**What you are asked to do**
All of the lines below are to be printed again exactly; images are excluded from the output.
[BEGIN Data]
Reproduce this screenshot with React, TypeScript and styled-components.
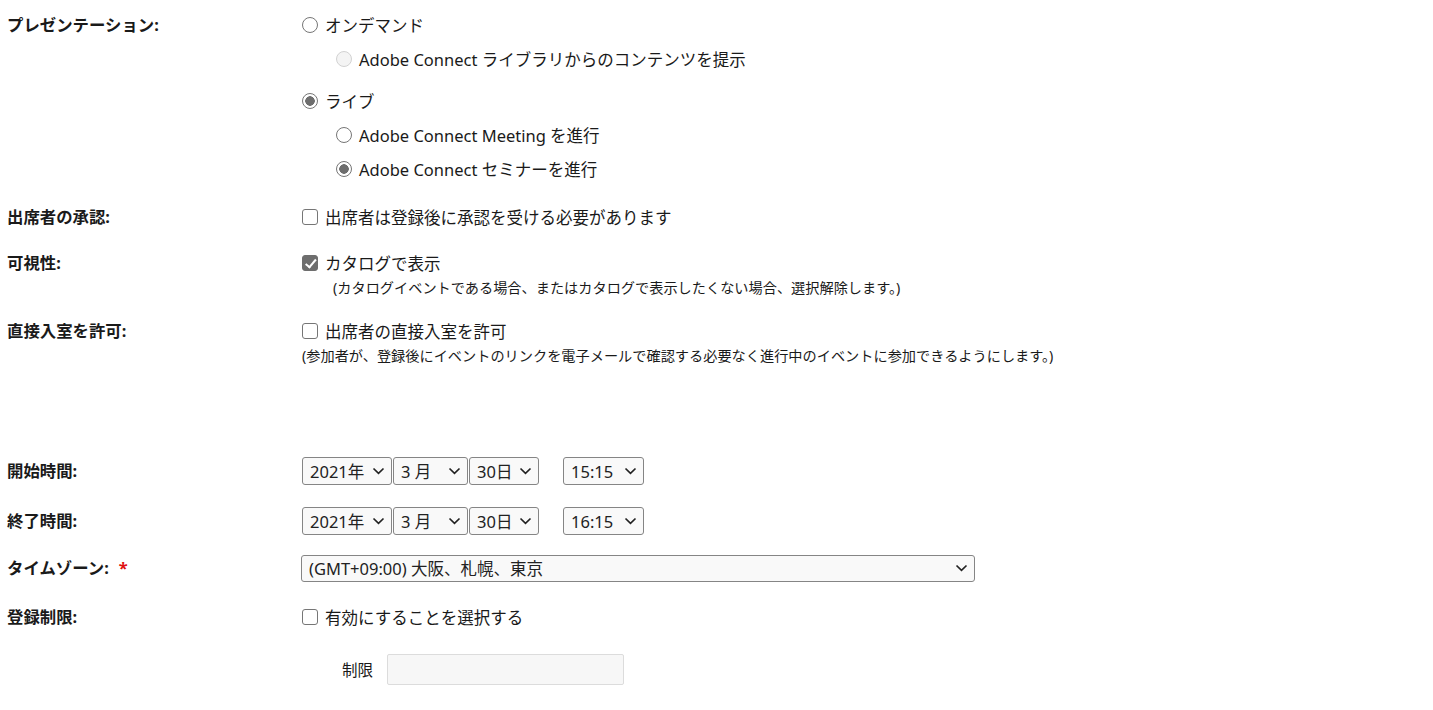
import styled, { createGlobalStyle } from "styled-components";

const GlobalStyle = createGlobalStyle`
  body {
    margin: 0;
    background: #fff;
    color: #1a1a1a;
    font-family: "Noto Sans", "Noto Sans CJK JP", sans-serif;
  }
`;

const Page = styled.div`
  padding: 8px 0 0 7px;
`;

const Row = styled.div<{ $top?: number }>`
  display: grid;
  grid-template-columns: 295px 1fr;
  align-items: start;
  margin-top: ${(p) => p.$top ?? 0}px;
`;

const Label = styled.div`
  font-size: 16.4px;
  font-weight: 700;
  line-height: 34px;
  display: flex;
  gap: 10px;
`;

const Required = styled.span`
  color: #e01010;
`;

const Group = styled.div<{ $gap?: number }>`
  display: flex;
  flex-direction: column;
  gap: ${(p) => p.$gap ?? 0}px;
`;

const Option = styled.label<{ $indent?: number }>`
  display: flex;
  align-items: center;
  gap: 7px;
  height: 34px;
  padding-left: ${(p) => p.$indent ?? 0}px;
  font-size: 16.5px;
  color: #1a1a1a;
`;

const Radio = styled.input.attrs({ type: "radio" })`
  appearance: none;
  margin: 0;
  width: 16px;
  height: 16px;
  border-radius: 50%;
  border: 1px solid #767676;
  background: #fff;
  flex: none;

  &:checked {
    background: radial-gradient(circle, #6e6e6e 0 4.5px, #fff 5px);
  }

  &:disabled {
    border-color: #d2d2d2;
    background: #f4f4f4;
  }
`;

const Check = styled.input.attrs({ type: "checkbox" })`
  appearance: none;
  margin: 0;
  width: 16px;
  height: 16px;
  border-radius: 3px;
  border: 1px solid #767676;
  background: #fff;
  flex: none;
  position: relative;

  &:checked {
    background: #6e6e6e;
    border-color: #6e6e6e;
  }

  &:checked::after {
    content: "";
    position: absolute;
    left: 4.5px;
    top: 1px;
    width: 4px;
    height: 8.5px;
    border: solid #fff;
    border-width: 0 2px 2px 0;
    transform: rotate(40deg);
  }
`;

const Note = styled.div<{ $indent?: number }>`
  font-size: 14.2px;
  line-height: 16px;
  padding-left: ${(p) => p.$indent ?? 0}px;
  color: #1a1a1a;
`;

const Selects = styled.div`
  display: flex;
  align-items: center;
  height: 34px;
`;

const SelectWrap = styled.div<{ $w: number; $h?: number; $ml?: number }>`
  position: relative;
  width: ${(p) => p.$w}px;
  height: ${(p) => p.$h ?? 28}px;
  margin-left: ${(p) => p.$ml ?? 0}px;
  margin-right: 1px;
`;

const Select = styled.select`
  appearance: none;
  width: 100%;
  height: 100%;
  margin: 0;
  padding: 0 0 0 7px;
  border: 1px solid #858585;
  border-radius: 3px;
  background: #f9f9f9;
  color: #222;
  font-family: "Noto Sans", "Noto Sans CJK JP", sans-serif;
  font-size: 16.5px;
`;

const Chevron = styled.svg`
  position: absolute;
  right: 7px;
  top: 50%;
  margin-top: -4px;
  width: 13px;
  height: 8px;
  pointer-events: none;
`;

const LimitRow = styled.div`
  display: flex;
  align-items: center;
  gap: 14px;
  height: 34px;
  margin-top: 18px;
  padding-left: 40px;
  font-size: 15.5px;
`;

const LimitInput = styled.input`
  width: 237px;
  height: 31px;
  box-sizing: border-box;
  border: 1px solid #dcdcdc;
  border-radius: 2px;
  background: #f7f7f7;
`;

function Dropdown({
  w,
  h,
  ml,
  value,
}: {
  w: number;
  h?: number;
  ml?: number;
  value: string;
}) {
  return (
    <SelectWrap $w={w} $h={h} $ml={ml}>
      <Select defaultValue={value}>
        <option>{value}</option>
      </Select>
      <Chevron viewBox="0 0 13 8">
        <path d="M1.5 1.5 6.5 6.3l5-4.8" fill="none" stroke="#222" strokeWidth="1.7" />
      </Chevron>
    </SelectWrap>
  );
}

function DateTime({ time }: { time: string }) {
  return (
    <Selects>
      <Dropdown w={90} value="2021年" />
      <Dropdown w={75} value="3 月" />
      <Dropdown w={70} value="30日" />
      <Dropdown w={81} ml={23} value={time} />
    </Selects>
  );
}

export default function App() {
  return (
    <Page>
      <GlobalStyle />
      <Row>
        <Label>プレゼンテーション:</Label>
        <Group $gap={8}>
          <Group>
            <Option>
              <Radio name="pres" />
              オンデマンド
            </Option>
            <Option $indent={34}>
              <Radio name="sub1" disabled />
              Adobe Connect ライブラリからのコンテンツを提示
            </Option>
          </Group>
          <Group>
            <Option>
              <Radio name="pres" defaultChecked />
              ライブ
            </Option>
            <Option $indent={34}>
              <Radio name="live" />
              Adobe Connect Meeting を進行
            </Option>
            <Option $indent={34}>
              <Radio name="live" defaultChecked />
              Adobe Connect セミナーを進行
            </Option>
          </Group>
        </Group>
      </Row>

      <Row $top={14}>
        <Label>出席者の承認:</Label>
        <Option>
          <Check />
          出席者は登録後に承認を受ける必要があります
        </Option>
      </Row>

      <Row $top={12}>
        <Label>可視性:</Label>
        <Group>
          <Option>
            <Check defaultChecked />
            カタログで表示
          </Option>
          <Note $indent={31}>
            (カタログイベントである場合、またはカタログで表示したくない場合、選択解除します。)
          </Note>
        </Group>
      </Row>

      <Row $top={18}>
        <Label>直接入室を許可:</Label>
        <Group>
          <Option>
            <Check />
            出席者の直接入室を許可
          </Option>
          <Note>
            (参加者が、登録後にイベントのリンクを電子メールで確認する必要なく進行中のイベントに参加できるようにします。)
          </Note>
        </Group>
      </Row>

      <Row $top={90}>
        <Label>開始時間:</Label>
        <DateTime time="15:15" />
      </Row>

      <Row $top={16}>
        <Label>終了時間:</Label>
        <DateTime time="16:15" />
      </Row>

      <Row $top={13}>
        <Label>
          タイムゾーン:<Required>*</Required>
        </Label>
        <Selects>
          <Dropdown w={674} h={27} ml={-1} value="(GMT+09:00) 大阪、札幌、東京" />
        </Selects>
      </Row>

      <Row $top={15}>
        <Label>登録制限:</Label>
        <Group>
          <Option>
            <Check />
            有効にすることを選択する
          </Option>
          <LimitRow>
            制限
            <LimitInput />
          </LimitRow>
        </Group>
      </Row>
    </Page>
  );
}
[END Data]
**Expected answer**
Reproduce this screenshot with React, TypeScript and styled-components.
import styled, { createGlobalStyle } from "styled-components";

const GlobalStyle = createGlobalStyle`
  body {
    margin: 0;
    background: #fff;
    color: #1a1a1a;
    font-family: "Noto Sans", "Noto Sans CJK JP", sans-serif;
  }
`;

const Page = styled.div`
  padding: 8px 0 0 7px;
`;

const Row = styled.div<{ $top?: number }>`
  display: grid;
  grid-template-columns: 295px 1fr;
  align-items: start;
  margin-top: ${(p) => p.$top ?? 0}px;
`;

const Label = styled.div`
  font-size: 16.4px;
  font-weight: 700;
  line-height: 34px;
  display: flex;
  gap: 10px;
`;

const Required = styled.span`
  color: #e01010;
`;

const Group = styled.div<{ $gap?: number }>`
  display: flex;
  flex-direction: column;
  gap: ${(p) => p.$gap ?? 0}px;
`;

const Option = styled.label<{ $indent?: number }>`
  display: flex;
  align-items: center;
  gap: 7px;
  height: 34px;
  padding-left: ${(p) => p.$indent ?? 0}px;
  font-size: 16.5px;
  color: #1a1a1a;
`;

const Radio = styled.input.attrs({ type: "radio" })`
  appearance: none;
  margin: 0;
  width: 16px;
  height: 16px;
  border-radius: 50%;
  border: 1px solid #767676;
  background: #fff;
  flex: none;

  &:checked {
    background: radial-gradient(circle, #6e6e6e 0 4.5px, #fff 5px);
  }

  &:disabled {
    border-color: #d2d2d2;
    background: #f4f4f4;
  }
`;

const Check = styled.input.attrs({ type: "checkbox" })`
  appearance: none;
  margin: 0;
  width: 16px;
  height: 16px;
  border-radius: 3px;
  border: 1px solid #767676;
  background: #fff;
  flex: none;
  position: relative;

  &:checked {
    background: #6e6e6e;
    border-color: #6e6e6e;
  }

  &:checked::after {
    content: "";
    position: absolute;
    left: 4.5px;
    top: 1px;
    width: 4px;
    height: 8.5px;
    border: solid #fff;
    border-width: 0 2px 2px 0;
    transform: rotate(40deg);
  }
`;

const Note = styled.div<{ $indent?: number }>`
  font-size: 14.2px;
  line-height: 16px;
  padding-left: ${(p) => p.$indent ?? 0}px;
  color: #1a1a1a;
`;

const Selects = styled.div`
  display: flex;
  align-items: center;
  height: 34px;
`;

const SelectWrap = styled.div<{ $w: number; $h?: number; $ml?: number }>`
  position: relative;
  width: ${(p) => p.$w}px;
  height: ${(p) => p.$h ?? 28}px;
  margin-left: ${(p) => p.$ml ?? 0}px;
  margin-right: 1px;
`;

const Select = styled.select`
  appearance: none;
  width: 100%;
  height: 100%;
  margin: 0;
  padding: 0 0 0 7px;
  border: 1px solid #858585;
  border-radius: 3px;
  background: #f9f9f9;
  color: #222;
  font-family: "Noto Sans", "Noto Sans CJK JP", sans-serif;
  font-size: 16.5px;
`;

const Chevron = styled.svg`
  position: absolute;
  right: 7px;
  top: 50%;
  margin-top: -4px;
  width: 13px;
  height: 8px;
  pointer-events: none;
`;

const LimitRow = styled.div`
  display: flex;
  align-items: center;
  gap: 14px;
  height: 34px;
  margin-top: 18px;
  padding-left: 40px;
  font-size: 15.5px;
`;

const LimitInput = styled.input`
  width: 237px;
  height: 31px;
  box-sizing: border-box;
  border: 1px solid #dcdcdc;
  border-radius: 2px;
  background: #f7f7f7;
`;

function Dropdown({
  w,
  h,
  ml,
  value,
}: {
  w: number;
  h?: number;
  ml?: number;
  value: string;
}) {
  return (
    <SelectWrap $w={w} $h={h} $ml={ml}>
      <Select defaultValue={value}>
        <option>{value}</option>
      </Select>
      <Chevron viewBox="0 0 13 8">
        <path d="M1.5 1.5 6.5 6.3l5-4.8" fill="none" stroke="#222" strokeWidth="1.7" />
      </Chevron>
    </SelectWrap>
  );
}

function DateTime({ time }: { time: string }) {
  return (
    <Selects>
      <Dropdown w={90} value="2021年" />
      <Dropdown w={75} value="3 月" />
      <Dropdown w={70} value="30日" />
      <Dropdown w={81} ml={23} value={time} />
    </Selects>
  );
}

export default function App() {
  return (
    <Page>
      <GlobalStyle />
      <Row>
        <Label>プレゼンテーション:</Label>
        <Group $gap={8}>
          <Group>
            <Option>
              <Radio name="pres" />
              オンデマンド
            </Option>
            <Option $indent={34}>
              <Radio name="sub1" disabled />
              Adobe Connect ライブラリからのコンテンツを提示
            </Option>
          </Group>
          <Group>
            <Option>
              <Radio name="pres" defaultChecked />
              ライブ
            </Option>
            <Option $indent={34}>
              <Radio name="live" />
              Adobe Connect Meeting を進行
            </Option>
            <Option $indent={34}>
              <Radio name="live" defaultChecked />
              Adobe Connect セミナーを進行
            </Option>
          </Group>
        </Group>
      </Row>

      <Row $top={14}>
        <Label>出席者の承認:</Label>
        <Option>
          <Check />
          出席者は登録後に承認を受ける必要があります
        </Option>
      </Row>

      <Row $top={12}>
        <Label>可視性:</Label>
        <Group>
          <Option>
            <Check defaultChecked />
            カタログで表示
          </Option>
          <Note $indent={31}>
            (カタログイベントである場合、またはカタログで表示したくない場合、選択解除します。)
          </Note>
        </Group>
      </Row>

      <Row $top={18}>
        <Label>直接入室を許可:</Label>
        <Group>
          <Option>
            <Check />
            出席者の直接入室を許可
          </Option>
          <Note>
            (参加者が、登録後にイベントのリンクを電子メールで確認する必要なく進行中のイベントに参加できるようにします。)
          </Note>
        </Group>
      </Row>

      <Row $top={90}>
        <Label>開始時間:</Label>
        <DateTime time="15:15" />
      </Row>

      <Row $top={16}>
        <Label>終了時間:</Label>
        <DateTime time="16:15" />
      </Row>

      <Row $top={13}>
        <Label>
          タイムゾーン:<Required>*</Required>
        </Label>
        <Selects>
          <Dropdown w={674} h={27} ml={-1} value="(GMT+09:00) 大阪、札幌、東京" />
        </Selects>
      </Row>

      <Row $top={15}>
        <Label>登録制限:</Label>
        <Group>
          <Option>
            <Check />
            有効にすることを選択する
          </Option>
          <LimitRow>
            制限
            <LimitInput />
          </LimitRow>
        </Group>
      </Row>
    </Page>
  );
}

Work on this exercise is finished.